Farther away, a series of mountains, rose and ochre tinted, stand out; their rocks stacked one on top of the other in a random balance. The deep green of the palm and banana trees is in sharp contrast to the fluorescent shine of the rice fields and the silver-gray of the Tungabhadra River flowing at the foot of these mountains.

These spectacular decors forming the backdrop and rich vegetation surrounding the site, Gopuram – the ornate pyramidal towers mounted over the gate of the temples – are the first to catch the eye of a visitor. Gopuram is one of the many vestiges of the monumental site of Hampi, located in the northern part of the south-western Indian state of Karnataka.

The land of gods

The chaotic, savage, yet gorgeous landscape stimulates the imagination. Here, every rock and every stone seem to hide in its heart a story. And, as the legend goes, these hills, awash in heavy winds and dominating over the valley, saw the birth of the very courageous, loyal and intelligent monkey-god, Hanuman, in the kingdom of the monkeys, Kishkinda. It was here that Hanuman met Lord Rama, one of the ten incarnations of Lord Vishnu, and his brother Lakshamana, both treading though the forests in search of their beloved Sita, wife of Lord Rama, kidnapped by Ravana, the demon-king of Lanka (modern day Sri Lanka).

At the summit of the Matanga Hill, the highest hill of Hampi, Lord Rama would meet the monkey-king, Sugriva, who would promise the former his army of monkeys to help find Sita, in return for Rama’s help in claiming back his throne usurped by his rebellious brother Vali.

The Lords would then follow pieces from the veil of Sita – which they believed she left behind to let her saviours know of her route – till the riverside.

From here onward, the mighty army of monkeys would take Lord Rama to Sita – imprisoned on the island of Lanka – by creating a bridge, held afloat by the name of the Lord Rama scribbled on each rock.
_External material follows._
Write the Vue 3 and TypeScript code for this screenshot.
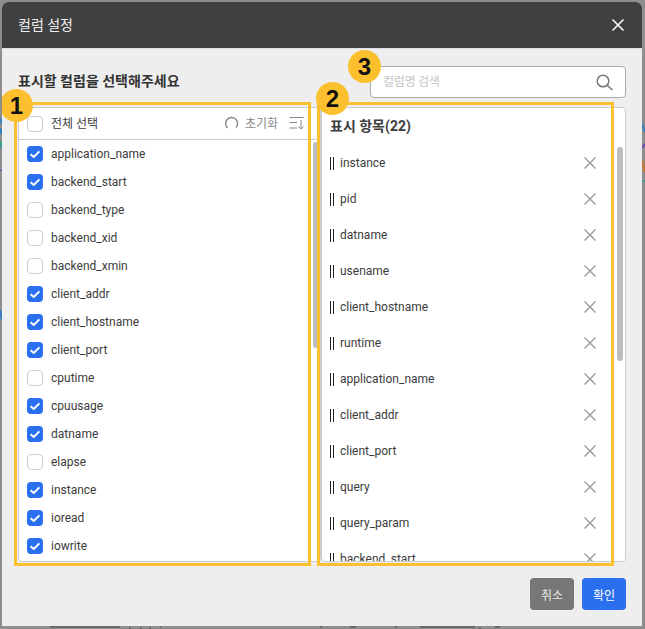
<template>
  <div class="screen">
    <svg class="backdrop" width="645" height="629" viewBox="0 0 645 629">
      <path d="M0 118L2 124M0 128L2 135" stroke="#2f7fc4" stroke-width="2" fill="none" />
      <path d="M0 141L2 148" stroke="#2a9d8f" stroke-width="2" fill="none" />
      <path d="M0 170.5H2" stroke="#6a3fc4" stroke-width="1" fill="none" />
      <path d="M0 310L2 320" stroke="#2f7fc4" stroke-width="2" fill="none" />
      <path d="M642 124L645 132" stroke="#2f7fc4" stroke-width="2" fill="none" />
      <path d="M642 148L645 144" stroke="#6a3fc4" stroke-width="1.5" fill="none" />
      <path d="M642 160L645 172" stroke="#c8742a" stroke-width="2" fill="none" />
      <path d="M642 181H645" stroke="#2a9d8f" stroke-width="1.5" fill="none" />
      <path d="M50 627h70M130 627v2M140 627c1 1 1 1 1 2M150 627v2M160 627h1M320 627h2M350 627h6M395 627h2M420 627h55M480 627v2M495 627h5" stroke="#444" stroke-width="1" fill="none" />
    </svg>

    <div class="modal">
      <header class="modal-header">
        <span class="modal-title">컬럼 설정</span>
        <svg class="close" width="14" height="14" viewBox="0 0 14 14">
          <path d="M1.5 1.5L12.5 12.5M12.5 1.5L1.5 12.5" stroke="#fff" stroke-width="1.5" fill="none" />
        </svg>
      </header>

      <div class="modal-body">
        <div class="top-row">
          <h2>표시할 컬럼을 선택해주세요</h2>
          <div class="search">
            <span class="placeholder">컬럼명 검색</span>
            <svg width="17" height="17" viewBox="0 0 17 17">
              <circle cx="7" cy="7" r="5.8" stroke="#777" stroke-width="1.5" fill="none" />
              <path d="M11.2 11.2L16.4 16" stroke="#777" stroke-width="1.5" fill="none" />
            </svg>
          </div>
        </div>

        <div class="panels">
          <section class="panel left">
            <div class="left-head">
              <span class="box"></span>
              <span class="all">전체 선택</span>
              <svg class="reset-icon" width="14" height="14" viewBox="0 0 14 14">
                <path d="M2.6 12A6 6 0 1 1 11 11.6" stroke="#888" stroke-width="1.4" fill="none" />
              </svg>
              <span class="reset">초기화</span>
              <svg class="sort-icon" width="15" height="14" viewBox="0 0 15 14">
                <path d="M0.5 1.5H14.5M0.5 6.5H8M0.5 12H8M12 4V13M9.5 10.5L12 13L14.5 10.5" stroke="#888" stroke-width="1" fill="none" />
              </svg>
            </div>
            <div class="left-list">
              <div v-for="col in columns" :key="col.name" class="left-row">
                <span class="box" :class="{ on: col.checked }">
                  <svg v-if="col.checked" width="16" height="16" viewBox="0 0 16 16">
                    <path d="M3.6 8.2L6.8 11L12.4 5.4" stroke="#fff" stroke-width="2" fill="none" />
                  </svg>
                </span>
                <span>{{ col.name }}</span>
              </div>
            </div>
            <div class="thumb left-thumb"></div>
          </section>

          <section class="panel right">
            <h3>표시 항목(22)</h3>
            <div class="right-list">
              <div v-for="name in selected" :key="name" class="right-row">
                <span class="grip"></span>
                <span class="right-name">{{ name }}</span>
                <svg width="14" height="14" viewBox="0 0 14 14">
                  <path d="M1.5 1.5L12.5 12.5M12.5 1.5L1.5 12.5" stroke="#999" stroke-width="1.4" fill="none" />
                </svg>
              </div>
            </div>
            <div class="thumb right-thumb"></div>
          </section>
        </div>

        <footer class="actions">
          <button class="cancel">취소</button>
          <button class="ok">확인</button>
        </footer>
      </div>

      <div class="mark-box box-one"></div>
      <div class="mark-box box-two"></div>
      <div class="badge badge-one">1</div>
      <div class="badge badge-two">2</div>
      <div class="badge badge-three">3</div>
    </div>
  </div>
</template>

<script setup lang="ts">
const checked = ['application_name', 'backend_start', 'client_addr', 'client_hostname', 'client_port', 'cpuusage', 'datname', 'instance', 'ioread', 'iowrite']

const columns = [
  'application_name', 'backend_start', 'backend_type', 'backend_xid', 'backend_xmin',
  'client_addr', 'client_hostname', 'client_port', 'cputime', 'cpuusage',
  'datname', 'elapse', 'instance', 'ioread', 'iowrite',
].map((name) => ({ name, checked: checked.includes(name) }))

const selected = [
  'instance', 'pid', 'datname', 'usename', 'client_hostname', 'runtime',
  'application_name', 'client_addr', 'client_port', 'query', 'query_param', 'backend_start',
]
</script>

<style>
html, body { margin: 0; background: #8e8e8e; }
</style>

<style scoped>
.screen {
  position: relative;
  width: 645px;
  height: 629px;
  padding: 2px 3px 3px 2px;
  box-sizing: border-box;
  background: #8e8e8e;
  overflow: hidden;
  font-family: Roboto, "Noto Sans CJK KR", sans-serif;
  color: #3c3c3c;
}

.backdrop {
  position: absolute;
  left: 0;
  top: 0;
}

.modal {
  position: relative;
  height: 624px;
  background: #eee;
  border-radius: 6px 6px 0 0;
  overflow: hidden;
}

.modal-header {
  height: 47px;
  background: #404040;
  color: #eee;
  font-size: 14px;
  display: flex;
  align-items: center;
  justify-content: space-between;
  padding: 0 17px 0 16px;
  border-bottom: 1px solid #ddd;
  box-sizing: border-box;
}

.modal-title { margin-top: -2px; }

.modal-body {
  padding: 17px 16px 0;
}

.top-row {
  display: flex;
  justify-content: space-between;
  height: 41px;
}

h2 {
  margin: 4px 0 0;
  font-size: 14px;
  font-weight: 700;
  color: #333;
}

.search {
  width: 256px;
  height: 32px;
  box-sizing: border-box;
  background: #fff;
  border: 1px solid #aaa;
  border-radius: 4px;
  display: flex;
  align-items: center;
  justify-content: space-between;
  padding: 0 12px 0 12px;
  font-size: 12px;
  color: #c4c4c4;
}

.placeholder { margin-top: -3px; letter-spacing: -0.3px; }

.panels {
  display: flex;
  height: 455px;
}

.panel {
  position: relative;
  background: #fff;
  border: 1px solid #ccc;
  box-sizing: border-box;
  border-radius: 4px;
  overflow: hidden;
}

.left { width: 303px; }
.right { width: 305px; }

.left-head {
  height: 32px;
  display: flex;
  align-items: center;
  padding: 0 16px 0 8px;
  border-bottom: 1px solid #ccc;
  box-sizing: border-box;
  font-size: 12px;
}

.all { margin: -3px 0 0 8px; flex: 1; }
.reset { margin: -3px 11px 0 6px; color: #888; font-size: 12px; }
.reset-icon, .sort-icon { margin-top: -2px; }

.box {
  width: 16px;
  height: 16px;
  flex: none;
  box-sizing: border-box;
  border: 1px solid #ccc;
  border-radius: 4px;
  background: #fff;
}

.box.on {
  background: #2a6ff0;
  border: none;
}

.box svg { display: block; }

.left-row {
  height: 28px;
  display: flex;
  align-items: center;
  gap: 8px;
  padding-left: 8px;
  font-size: 12px;
}

.thumb {
  position: absolute;
  background: #bdbdbd;
  border-radius: 3px;
}

.left-thumb { left: 294px; top: 34px; width: 6px; height: 206px; }
.right-thumb { left: 295px; top: 39px; width: 6px; height: 214px; }

h3 {
  margin: 0;
  height: 37px;
  padding: 7px 0 0 8px;
  box-sizing: border-box;
  font-size: 14px;
  font-weight: 700;
}

.right-row {
  height: 36px;
  display: flex;
  align-items: center;
  padding: 0 28px 0 8px;
  font-size: 12px;
}

.grip {
  width: 4px;
  height: 13px;
  flex: none;
  border-left: 1px solid #222;
  border-right: 1px solid #222;
  box-sizing: border-box;
}

.right-name { flex: 1; margin-left: 6px; }

.actions {
  display: flex;
  justify-content: flex-end;
  gap: 8px;
  margin-top: 16px;
}

button {
  width: 44px;
  height: 32px;
  border: none;
  border-radius: 4px;
  color: #fff;
  font: inherit;
  font-size: 12px;
  padding: 0;
}

.cancel { background: #777; color: #e6e6e6; }
.ok { background: #2a6ff0; }

.mark-box {
  position: absolute;
  top: 100px;
  height: 464px;
  box-sizing: border-box;
  border: 3px solid #fcc02e;
}

.box-one { left: 12px; width: 297px; }
.box-two { left: 315px; width: 297px; }

.badge {
  position: absolute;
  width: 33px;
  height: 33px;
  border-radius: 50%;
  background: #fcc02e;
  color: #111;
  font-size: 24px;
  font-weight: 700;
  display: flex;
  align-items: center;
  justify-content: center;
  font-family: "Liberation Sans", sans-serif;
}

.badge-one { left: -2px; top: 87px; }
.badge-two { left: 314px; top: 80px; }
.badge-three { left: 346px; top: 48px; }
</style>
The fascinating site of Hampi was thus born!

The saga can be traced in the epic poem of Ramayana, which is, along with the Mahabharata, one of the fundamental works of Hinduism.

The kingdom of the monkeys is very well alive and present, even today, in Hampi, as these distant ‘descendants’ of Hanuman, can be seen in the middle of these vestiges and temples.

This is also the place of union of Lord Shiva and Goddess Parvati, where then formed a water reserve, surrounded by two temples. Together, the site constitutes today one of the four Sarovars, a sacred Hindu bath, that are situated on four cardinal points of India.

I walked through the beautifully done Rajwada which today is not occupied but maintained by the current descendants of the royal family.